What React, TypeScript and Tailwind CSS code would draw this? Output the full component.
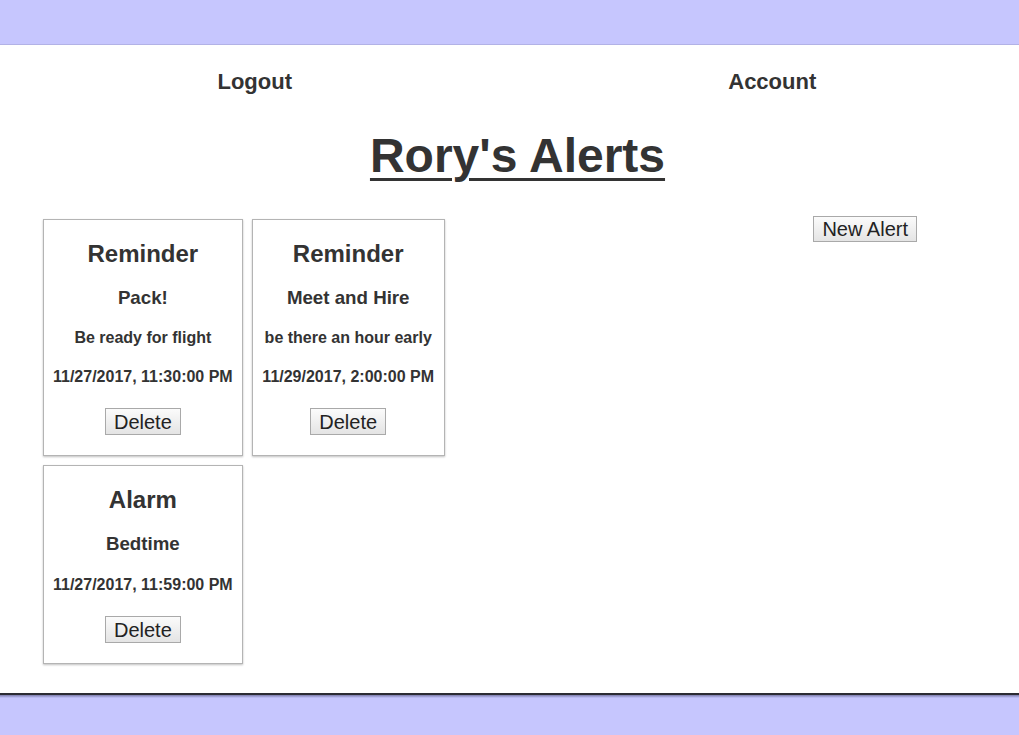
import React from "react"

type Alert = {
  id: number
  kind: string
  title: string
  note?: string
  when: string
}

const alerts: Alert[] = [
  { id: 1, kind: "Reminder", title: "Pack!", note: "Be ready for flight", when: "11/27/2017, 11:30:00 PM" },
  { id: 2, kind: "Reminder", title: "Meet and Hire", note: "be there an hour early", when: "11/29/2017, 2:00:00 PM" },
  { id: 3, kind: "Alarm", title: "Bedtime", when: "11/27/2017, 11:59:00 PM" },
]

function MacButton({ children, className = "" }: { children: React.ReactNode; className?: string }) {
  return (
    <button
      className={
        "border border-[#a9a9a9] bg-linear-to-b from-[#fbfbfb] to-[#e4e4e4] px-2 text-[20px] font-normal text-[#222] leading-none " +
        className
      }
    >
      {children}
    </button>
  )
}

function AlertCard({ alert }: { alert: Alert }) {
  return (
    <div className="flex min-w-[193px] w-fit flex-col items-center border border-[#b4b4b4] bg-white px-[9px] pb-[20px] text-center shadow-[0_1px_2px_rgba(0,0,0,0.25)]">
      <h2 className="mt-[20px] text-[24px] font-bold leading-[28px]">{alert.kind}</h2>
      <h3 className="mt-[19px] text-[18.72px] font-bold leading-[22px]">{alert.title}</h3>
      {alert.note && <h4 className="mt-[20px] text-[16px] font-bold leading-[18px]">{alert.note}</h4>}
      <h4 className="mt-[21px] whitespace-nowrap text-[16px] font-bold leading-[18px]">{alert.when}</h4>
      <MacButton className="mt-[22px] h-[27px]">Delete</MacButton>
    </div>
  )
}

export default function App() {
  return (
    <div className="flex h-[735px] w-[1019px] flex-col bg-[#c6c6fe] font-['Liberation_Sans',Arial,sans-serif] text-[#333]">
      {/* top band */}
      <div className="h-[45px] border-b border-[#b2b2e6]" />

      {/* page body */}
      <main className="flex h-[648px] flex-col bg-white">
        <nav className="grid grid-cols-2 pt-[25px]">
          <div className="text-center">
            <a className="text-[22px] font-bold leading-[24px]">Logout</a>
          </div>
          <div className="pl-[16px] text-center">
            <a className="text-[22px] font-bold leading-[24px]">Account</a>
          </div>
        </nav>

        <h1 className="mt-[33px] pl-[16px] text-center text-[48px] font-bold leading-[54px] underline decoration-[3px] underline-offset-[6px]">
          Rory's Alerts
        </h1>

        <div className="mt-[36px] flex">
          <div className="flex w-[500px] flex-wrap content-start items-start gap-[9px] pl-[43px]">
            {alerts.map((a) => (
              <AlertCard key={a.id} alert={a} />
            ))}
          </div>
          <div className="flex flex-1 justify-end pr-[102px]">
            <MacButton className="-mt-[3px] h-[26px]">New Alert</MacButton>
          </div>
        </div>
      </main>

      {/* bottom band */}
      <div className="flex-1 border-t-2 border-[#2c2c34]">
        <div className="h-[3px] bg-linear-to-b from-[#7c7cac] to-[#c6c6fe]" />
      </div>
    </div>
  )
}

Task goal: Retype the whole listing, keeping every line identical and omitting all pictures.

Written answer:
What React, TypeScript and Tailwind CSS code would draw this? Output the full component.
import React from "react"

type Alert = {
  id: number
  kind: string
  title: string
  note?: string
  when: string
}

const alerts: Alert[] = [
  { id: 1, kind: "Reminder", title: "Pack!", note: "Be ready for flight", when: "11/27/2017, 11:30:00 PM" },
  { id: 2, kind: "Reminder", title: "Meet and Hire", note: "be there an hour early", when: "11/29/2017, 2:00:00 PM" },
  { id: 3, kind: "Alarm", title: "Bedtime", when: "11/27/2017, 11:59:00 PM" },
]

function MacButton({ children, className = "" }: { children: React.ReactNode; className?: string }) {
  return (
    <button
      className={
        "border border-[#a9a9a9] bg-linear-to-b from-[#fbfbfb] to-[#e4e4e4] px-2 text-[20px] font-normal text-[#222] leading-none " +
        className
      }
    >
      {children}
    </button>
  )
}

function AlertCard({ alert }: { alert: Alert }) {
  return (
    <div className="flex min-w-[193px] w-fit flex-col items-center border border-[#b4b4b4] bg-white px-[9px] pb-[20px] text-center shadow-[0_1px_2px_rgba(0,0,0,0.25)]">
      <h2 className="mt-[20px] text-[24px] font-bold leading-[28px]">{alert.kind}</h2>
      <h3 className="mt-[19px] text-[18.72px] font-bold leading-[22px]">{alert.title}</h3>
      {alert.note && <h4 className="mt-[20px] text-[16px] font-bold leading-[18px]">{alert.note}</h4>}
      <h4 className="mt-[21px] whitespace-nowrap text-[16px] font-bold leading-[18px]">{alert.when}</h4>
      <MacButton className="mt-[22px] h-[27px]">Delete</MacButton>
    </div>
  )
}

export default function App() {
  return (
    <div className="flex h-[735px] w-[1019px] flex-col bg-[#c6c6fe] font-['Liberation_Sans',Arial,sans-serif] text-[#333]">
      {/* top band */}
      <div className="h-[45px] border-b border-[#b2b2e6]" />

      {/* page body */}
      <main className="flex h-[648px] flex-col bg-white">
        <nav className="grid grid-cols-2 pt-[25px]">
          <div className="text-center">
            <a className="text-[22px] font-bold leading-[24px]">Logout</a>
          </div>
          <div className="pl-[16px] text-center">
            <a className="text-[22px] font-bold leading-[24px]">Account</a>
          </div>
        </nav>

        <h1 className="mt-[33px] pl-[16px] text-center text-[48px] font-bold leading-[54px] underline decoration-[3px] underline-offset-[6px]">
          Rory's Alerts
        </h1>

        <div className="mt-[36px] flex">
          <div className="flex w-[500px] flex-wrap content-start items-start gap-[9px] pl-[43px]">
            {alerts.map((a) => (
              <AlertCard key={a.id} alert={a} />
            ))}
          </div>
          <div className="flex flex-1 justify-end pr-[102px]">
            <MacButton className="-mt-[3px] h-[26px]">New Alert</MacButton>
          </div>
        </div>
      </main>

      {/* bottom band */}
      <div className="flex-1 border-t-2 border-[#2c2c34]">
        <div className="h-[3px] bg-linear-to-b from-[#7c7cac] to-[#c6c6fe]" />
      </div>
    </div>
  )
}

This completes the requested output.